▸ Task description
Copy the data exactly as it appears, and do not include any pictures.

▸ Provided material
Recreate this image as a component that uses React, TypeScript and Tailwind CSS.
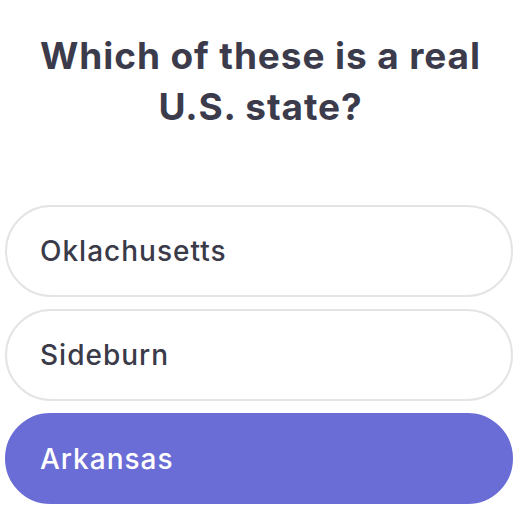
import React from 'react';

const options = [
  { label: 'Oklachusetts', selected: false },
  { label: 'Sideburn', selected: false },
  { label: 'Arkansas', selected: true },
];

export default function App() {
  return (
    <div className="w-[521px] h-[515px] bg-white overflow-hidden" style={{ fontFamily: 'Inter, "Noto Sans", sans-serif' }}>
      <h1 className="pt-[30px] px-2 text-center text-[37px] leading-[51px] font-bold text-[#3b3b4c] tracking-[0.9px]">
        Which of these is a real
        <br />
        U.S. state?
      </h1>

      <div className="mt-[73px] pl-[5px] pr-[8px] flex flex-col gap-[12px]">
        {options.map((opt) => (
          <button
            key={opt.label}
            className={
              opt.selected
                ? 'h-[91px] w-full rounded-full bg-[#6a6dd5] border-2 border-[#6a6dd5] pl-[33px] text-left text-[28px] font-medium tracking-[1px] text-white'
                : 'h-[92px] w-full rounded-full bg-white border-2 border-[#e4e4e4] pl-[33px] text-left text-[28px] font-medium tracking-[1px] text-[#3a3a48]'
            }
          >
            {opt.label}
          </button>
        ))}
      </div>
    </div>
  );
}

▸ Output below
Recreate this image as a component that uses React, TypeScript and Tailwind CSS.
import React from 'react';

const options = [
  { label: 'Oklachusetts', selected: false },
  { label: 'Sideburn', selected: false },
  { label: 'Arkansas', selected: true },
];

export default function App() {
  return (
    <div className="w-[521px] h-[515px] bg-white overflow-hidden" style={{ fontFamily: 'Inter, "Noto Sans", sans-serif' }}>
      <h1 className="pt-[30px] px-2 text-center text-[37px] leading-[51px] font-bold text-[#3b3b4c] tracking-[0.9px]">
        Which of these is a real
        <br />
        U.S. state?
      </h1>

      <div className="mt-[73px] pl-[5px] pr-[8px] flex flex-col gap-[12px]">
        {options.map((opt) => (
          <button
            key={opt.label}
            className={
              opt.selected
                ? 'h-[91px] w-full rounded-full bg-[#6a6dd5] border-2 border-[#6a6dd5] pl-[33px] text-left text-[28px] font-medium tracking-[1px] text-white'
                : 'h-[92px] w-full rounded-full bg-white border-2 border-[#e4e4e4] pl-[33px] text-left text-[28px] font-medium tracking-[1px] text-[#3a3a48]'
            }
          >
            {opt.label}
          </button>
        ))}
      </div>
    </div>
  );
}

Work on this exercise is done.